• [Task brief] Begin at the first line below and copy each line exactly, ending with the line where "font-black text-[#e3121c] whitespace-nowrap" appears.

• [Information supplied]
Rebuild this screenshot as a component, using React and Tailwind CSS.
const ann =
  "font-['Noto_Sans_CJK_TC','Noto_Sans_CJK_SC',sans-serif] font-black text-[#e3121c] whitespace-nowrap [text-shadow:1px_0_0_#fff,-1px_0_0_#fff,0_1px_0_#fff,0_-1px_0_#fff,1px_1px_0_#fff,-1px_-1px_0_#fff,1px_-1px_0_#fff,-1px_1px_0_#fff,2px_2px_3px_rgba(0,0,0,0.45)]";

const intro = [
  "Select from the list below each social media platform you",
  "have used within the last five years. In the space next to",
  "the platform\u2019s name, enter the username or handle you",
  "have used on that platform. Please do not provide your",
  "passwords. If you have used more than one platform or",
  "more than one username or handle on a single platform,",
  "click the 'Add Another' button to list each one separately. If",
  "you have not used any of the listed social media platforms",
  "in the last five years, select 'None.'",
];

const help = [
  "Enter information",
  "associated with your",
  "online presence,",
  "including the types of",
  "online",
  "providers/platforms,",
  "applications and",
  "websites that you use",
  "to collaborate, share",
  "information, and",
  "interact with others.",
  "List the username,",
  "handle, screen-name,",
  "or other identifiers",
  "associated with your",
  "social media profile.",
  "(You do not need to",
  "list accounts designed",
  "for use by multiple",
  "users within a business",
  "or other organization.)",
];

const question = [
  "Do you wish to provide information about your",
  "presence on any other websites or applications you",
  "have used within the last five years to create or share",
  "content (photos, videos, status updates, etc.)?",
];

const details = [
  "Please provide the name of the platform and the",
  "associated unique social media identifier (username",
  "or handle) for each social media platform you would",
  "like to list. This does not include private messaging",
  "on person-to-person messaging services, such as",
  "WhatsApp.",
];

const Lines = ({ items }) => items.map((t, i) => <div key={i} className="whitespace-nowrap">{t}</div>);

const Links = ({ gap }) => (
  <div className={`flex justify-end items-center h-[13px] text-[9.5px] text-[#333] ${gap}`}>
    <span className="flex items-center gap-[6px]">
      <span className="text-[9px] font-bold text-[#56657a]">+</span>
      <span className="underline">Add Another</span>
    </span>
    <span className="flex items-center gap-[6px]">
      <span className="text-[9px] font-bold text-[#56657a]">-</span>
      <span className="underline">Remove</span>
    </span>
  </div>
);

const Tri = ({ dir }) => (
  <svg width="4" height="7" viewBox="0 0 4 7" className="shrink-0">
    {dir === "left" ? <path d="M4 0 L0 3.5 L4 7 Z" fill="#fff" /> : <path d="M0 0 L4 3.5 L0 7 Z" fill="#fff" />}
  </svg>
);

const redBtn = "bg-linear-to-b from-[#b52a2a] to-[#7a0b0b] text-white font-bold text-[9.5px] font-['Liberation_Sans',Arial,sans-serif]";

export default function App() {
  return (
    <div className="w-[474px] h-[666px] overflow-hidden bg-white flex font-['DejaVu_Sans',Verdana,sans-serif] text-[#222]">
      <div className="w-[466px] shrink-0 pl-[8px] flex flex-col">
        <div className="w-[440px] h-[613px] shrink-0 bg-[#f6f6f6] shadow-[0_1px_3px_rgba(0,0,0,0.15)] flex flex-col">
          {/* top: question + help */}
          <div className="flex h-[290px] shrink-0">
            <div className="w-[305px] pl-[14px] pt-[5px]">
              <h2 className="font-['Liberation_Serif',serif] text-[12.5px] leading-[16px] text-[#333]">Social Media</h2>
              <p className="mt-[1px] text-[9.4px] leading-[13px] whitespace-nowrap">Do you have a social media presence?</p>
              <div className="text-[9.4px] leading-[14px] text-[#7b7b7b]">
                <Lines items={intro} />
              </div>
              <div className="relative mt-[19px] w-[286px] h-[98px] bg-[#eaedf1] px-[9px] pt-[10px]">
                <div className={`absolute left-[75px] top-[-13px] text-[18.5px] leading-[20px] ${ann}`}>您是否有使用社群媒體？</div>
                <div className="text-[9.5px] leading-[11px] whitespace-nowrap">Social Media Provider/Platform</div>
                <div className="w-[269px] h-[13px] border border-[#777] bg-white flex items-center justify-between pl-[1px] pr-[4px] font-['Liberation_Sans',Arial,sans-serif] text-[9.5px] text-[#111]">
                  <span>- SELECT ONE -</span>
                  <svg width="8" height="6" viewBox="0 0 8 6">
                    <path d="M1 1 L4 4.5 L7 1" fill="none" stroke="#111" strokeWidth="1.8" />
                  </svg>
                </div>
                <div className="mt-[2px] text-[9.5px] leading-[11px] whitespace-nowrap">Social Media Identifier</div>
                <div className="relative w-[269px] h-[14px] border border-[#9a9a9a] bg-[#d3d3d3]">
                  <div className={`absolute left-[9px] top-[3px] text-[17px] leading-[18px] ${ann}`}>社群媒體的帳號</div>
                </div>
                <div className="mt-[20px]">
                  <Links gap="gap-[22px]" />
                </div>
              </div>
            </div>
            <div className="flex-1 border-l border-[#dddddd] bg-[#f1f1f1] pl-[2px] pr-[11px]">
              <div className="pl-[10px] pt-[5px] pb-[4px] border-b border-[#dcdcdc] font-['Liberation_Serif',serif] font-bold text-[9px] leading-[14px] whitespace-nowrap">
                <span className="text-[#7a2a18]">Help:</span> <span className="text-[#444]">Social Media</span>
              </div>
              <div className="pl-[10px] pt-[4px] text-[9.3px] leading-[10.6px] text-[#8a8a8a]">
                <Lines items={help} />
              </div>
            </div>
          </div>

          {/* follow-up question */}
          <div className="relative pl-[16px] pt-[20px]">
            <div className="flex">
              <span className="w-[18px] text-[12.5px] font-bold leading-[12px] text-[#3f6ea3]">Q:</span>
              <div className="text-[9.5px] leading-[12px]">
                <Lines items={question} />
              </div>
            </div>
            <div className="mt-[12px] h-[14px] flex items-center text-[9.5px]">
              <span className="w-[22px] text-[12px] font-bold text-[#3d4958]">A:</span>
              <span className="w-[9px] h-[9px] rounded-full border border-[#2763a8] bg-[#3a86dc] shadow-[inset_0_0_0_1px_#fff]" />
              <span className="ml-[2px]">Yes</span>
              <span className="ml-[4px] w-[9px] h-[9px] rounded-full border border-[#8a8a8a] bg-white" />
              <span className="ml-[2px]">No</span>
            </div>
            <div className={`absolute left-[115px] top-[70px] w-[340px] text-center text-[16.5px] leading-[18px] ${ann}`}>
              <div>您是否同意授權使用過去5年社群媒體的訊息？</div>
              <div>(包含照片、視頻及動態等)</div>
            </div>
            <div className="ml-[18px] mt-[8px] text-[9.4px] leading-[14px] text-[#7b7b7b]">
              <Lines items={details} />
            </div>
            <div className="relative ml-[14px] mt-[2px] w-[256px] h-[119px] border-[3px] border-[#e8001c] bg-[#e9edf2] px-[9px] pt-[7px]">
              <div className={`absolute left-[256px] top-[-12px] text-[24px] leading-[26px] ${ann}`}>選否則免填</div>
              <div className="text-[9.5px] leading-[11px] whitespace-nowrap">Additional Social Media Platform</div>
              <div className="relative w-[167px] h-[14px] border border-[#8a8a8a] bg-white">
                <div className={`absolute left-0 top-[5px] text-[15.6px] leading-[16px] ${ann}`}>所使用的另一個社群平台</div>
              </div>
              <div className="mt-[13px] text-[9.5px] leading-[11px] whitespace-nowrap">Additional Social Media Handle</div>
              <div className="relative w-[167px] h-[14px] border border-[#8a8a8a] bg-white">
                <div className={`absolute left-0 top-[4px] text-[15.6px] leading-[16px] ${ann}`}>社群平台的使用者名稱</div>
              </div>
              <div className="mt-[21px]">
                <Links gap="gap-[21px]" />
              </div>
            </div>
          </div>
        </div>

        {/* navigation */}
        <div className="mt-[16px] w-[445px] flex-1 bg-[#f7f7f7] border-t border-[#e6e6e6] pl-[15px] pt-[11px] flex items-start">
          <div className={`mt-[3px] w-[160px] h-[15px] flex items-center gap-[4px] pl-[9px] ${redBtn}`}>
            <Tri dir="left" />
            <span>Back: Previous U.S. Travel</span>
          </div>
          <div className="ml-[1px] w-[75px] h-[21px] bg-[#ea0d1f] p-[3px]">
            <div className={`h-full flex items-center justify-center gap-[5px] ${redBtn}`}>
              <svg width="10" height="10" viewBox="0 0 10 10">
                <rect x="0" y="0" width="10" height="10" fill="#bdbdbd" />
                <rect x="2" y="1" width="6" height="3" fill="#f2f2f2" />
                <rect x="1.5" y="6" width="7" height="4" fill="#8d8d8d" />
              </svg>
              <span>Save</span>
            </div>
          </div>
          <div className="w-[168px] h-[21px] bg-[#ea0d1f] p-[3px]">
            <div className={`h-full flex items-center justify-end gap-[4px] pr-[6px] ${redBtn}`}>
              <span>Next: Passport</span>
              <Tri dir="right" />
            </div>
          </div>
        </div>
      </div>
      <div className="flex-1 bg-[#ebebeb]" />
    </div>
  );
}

• [Answer to this exercise]
Rebuild this screenshot as a component, using React and Tailwind CSS.
const ann =
  "font-['Noto_Sans_CJK_TC','Noto_Sans_CJK_SC',sans-serif] font-black text-[#e3121c] whitespace-nowrap [text-shadow:1px_0_0_#fff,-1px_0_0_#fff,0_1px_0_#fff,0_-1px_0_#fff,1px_1px_0_#fff,-1px_-1px_0_#fff,1px_-1px_0_#fff,-1px_1px_0_#fff,2px_2px_3px_rgba(0,0,0,0.45)]";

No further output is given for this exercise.